OBJECTIVE ->
Leave out all pictures. Return exactly the lines from the top of the material through the line containing "import React from".
========
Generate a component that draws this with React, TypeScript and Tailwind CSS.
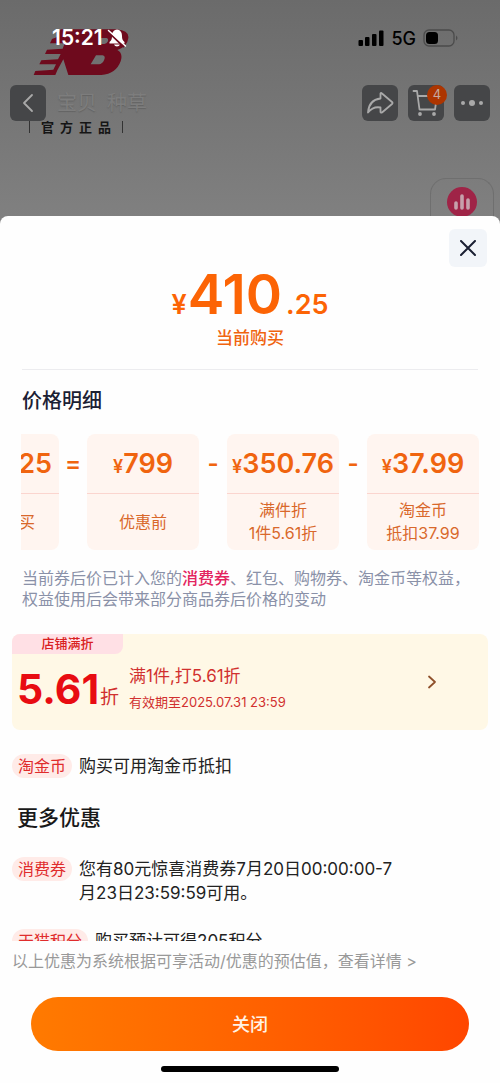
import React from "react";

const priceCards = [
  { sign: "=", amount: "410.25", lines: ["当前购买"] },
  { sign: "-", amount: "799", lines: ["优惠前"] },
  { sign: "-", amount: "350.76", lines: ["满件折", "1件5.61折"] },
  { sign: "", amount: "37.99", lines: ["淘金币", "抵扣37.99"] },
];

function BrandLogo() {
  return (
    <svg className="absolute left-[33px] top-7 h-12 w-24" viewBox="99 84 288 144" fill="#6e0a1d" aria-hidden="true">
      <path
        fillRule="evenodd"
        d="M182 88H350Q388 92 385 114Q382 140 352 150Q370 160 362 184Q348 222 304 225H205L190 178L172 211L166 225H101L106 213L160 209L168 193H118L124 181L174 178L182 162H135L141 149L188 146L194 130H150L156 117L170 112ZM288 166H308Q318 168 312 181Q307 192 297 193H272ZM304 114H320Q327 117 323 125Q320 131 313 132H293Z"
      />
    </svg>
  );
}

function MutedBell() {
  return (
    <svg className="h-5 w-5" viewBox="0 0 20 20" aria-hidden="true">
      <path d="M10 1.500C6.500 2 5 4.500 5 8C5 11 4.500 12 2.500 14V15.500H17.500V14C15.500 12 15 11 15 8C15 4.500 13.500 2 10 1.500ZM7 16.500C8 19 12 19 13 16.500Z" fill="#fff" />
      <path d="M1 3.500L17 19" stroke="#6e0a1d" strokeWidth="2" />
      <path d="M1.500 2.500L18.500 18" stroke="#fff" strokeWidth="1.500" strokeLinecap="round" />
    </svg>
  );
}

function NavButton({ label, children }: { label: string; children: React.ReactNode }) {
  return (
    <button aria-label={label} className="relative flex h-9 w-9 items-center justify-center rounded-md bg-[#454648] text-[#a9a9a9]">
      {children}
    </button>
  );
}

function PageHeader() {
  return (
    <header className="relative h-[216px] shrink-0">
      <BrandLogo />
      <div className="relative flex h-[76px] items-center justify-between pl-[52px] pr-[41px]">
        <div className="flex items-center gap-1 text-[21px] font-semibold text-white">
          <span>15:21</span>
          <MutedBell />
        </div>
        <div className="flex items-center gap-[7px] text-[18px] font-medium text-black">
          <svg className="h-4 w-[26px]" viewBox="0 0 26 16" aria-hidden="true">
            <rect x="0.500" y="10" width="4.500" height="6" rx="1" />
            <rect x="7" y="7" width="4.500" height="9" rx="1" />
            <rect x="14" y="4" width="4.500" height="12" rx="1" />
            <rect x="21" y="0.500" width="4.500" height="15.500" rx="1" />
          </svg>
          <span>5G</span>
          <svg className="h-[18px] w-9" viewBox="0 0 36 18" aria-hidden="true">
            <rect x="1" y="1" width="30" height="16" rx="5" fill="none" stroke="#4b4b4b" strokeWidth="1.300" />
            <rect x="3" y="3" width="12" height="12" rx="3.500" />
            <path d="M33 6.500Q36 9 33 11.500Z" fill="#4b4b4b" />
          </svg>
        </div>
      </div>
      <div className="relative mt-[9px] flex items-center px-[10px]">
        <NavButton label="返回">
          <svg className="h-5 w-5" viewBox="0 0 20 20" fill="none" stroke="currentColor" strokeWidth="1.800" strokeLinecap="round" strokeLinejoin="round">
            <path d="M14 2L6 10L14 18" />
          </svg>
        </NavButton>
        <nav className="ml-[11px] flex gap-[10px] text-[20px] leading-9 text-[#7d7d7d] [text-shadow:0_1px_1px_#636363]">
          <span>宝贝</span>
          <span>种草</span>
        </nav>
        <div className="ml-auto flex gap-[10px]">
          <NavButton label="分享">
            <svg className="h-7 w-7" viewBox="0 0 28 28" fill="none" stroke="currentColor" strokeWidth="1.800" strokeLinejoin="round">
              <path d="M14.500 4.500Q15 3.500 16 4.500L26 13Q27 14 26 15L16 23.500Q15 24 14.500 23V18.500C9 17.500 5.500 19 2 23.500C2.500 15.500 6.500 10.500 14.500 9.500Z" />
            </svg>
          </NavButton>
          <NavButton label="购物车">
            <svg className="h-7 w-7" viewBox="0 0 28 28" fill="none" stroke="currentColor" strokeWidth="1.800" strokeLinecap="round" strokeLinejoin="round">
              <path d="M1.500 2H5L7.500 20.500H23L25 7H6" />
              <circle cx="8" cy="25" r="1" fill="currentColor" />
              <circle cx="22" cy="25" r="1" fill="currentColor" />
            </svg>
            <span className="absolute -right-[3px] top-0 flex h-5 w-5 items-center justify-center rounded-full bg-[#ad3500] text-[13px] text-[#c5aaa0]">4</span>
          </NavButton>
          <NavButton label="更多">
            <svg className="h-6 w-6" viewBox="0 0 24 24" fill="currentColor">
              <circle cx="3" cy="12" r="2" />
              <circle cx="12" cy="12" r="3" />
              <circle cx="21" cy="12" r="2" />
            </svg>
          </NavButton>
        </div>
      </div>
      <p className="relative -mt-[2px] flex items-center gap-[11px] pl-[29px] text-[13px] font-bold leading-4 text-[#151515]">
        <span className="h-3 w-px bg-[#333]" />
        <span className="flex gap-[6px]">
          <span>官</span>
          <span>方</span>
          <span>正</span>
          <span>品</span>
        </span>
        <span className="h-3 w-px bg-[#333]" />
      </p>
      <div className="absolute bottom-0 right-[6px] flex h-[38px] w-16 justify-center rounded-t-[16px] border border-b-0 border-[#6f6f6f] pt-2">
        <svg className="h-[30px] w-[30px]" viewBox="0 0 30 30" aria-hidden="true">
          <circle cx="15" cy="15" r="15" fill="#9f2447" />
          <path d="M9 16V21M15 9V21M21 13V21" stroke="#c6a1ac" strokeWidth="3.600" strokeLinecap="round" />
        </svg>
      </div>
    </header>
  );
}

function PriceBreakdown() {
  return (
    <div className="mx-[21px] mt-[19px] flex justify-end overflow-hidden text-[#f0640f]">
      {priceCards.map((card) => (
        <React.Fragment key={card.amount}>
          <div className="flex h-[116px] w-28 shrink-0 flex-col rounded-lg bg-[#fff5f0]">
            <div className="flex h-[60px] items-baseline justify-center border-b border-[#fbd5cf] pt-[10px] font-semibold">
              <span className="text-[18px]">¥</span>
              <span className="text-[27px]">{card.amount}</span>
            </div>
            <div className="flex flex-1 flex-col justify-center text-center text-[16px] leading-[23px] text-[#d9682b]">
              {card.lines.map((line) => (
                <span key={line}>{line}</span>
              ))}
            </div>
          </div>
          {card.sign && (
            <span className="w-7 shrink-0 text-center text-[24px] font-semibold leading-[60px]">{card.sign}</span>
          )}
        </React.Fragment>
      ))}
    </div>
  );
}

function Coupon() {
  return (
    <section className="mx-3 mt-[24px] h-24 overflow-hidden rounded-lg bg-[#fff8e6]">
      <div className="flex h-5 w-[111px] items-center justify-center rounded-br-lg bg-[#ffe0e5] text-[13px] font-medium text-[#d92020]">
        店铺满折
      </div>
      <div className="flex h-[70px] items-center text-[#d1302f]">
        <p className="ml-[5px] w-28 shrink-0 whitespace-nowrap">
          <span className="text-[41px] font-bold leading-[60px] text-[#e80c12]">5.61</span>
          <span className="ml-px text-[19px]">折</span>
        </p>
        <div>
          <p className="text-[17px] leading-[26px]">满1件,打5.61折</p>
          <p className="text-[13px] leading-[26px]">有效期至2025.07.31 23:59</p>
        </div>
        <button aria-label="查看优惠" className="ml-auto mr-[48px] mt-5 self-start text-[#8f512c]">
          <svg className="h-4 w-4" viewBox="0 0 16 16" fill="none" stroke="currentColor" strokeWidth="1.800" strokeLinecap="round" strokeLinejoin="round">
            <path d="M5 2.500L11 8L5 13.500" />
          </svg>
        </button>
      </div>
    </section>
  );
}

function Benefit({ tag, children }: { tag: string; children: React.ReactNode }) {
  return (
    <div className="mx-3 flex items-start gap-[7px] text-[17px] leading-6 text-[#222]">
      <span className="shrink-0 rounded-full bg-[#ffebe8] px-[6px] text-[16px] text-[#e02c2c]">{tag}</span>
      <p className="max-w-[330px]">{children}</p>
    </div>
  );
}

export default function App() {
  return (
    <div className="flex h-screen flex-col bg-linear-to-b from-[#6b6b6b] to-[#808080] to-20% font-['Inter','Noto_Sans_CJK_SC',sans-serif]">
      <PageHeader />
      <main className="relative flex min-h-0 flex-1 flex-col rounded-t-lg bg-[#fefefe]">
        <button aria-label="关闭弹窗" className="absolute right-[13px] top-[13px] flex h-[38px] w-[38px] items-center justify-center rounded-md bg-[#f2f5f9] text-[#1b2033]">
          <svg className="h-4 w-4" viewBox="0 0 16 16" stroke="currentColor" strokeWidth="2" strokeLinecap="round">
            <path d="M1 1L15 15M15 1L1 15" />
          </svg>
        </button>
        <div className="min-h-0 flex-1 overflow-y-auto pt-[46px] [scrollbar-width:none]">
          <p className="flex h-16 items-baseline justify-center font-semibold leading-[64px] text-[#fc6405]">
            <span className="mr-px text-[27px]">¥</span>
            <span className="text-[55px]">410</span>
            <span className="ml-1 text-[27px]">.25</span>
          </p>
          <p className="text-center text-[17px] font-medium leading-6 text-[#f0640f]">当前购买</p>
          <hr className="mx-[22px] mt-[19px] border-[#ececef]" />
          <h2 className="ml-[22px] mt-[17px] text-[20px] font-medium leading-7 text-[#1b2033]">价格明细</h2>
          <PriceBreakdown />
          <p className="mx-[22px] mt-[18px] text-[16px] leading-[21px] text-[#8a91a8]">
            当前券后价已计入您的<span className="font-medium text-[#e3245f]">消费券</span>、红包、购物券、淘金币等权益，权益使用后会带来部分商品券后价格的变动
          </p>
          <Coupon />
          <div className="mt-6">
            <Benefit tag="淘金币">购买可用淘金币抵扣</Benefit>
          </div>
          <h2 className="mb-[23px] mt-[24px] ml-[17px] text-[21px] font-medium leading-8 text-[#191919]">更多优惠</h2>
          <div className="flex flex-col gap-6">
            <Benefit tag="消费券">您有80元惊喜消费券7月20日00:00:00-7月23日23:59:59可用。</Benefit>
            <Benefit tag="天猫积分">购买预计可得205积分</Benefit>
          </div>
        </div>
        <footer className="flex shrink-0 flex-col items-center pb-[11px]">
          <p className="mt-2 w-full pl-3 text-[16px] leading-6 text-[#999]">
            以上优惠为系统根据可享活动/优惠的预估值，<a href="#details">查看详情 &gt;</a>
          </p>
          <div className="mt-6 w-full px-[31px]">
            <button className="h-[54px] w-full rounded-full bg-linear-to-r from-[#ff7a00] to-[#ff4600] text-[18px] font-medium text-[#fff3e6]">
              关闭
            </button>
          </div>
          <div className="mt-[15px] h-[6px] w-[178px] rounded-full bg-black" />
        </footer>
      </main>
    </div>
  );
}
========
FULL SOLUTION ->
Generate a component that draws this with React, TypeScript and Tailwind CSS.
import React from "react";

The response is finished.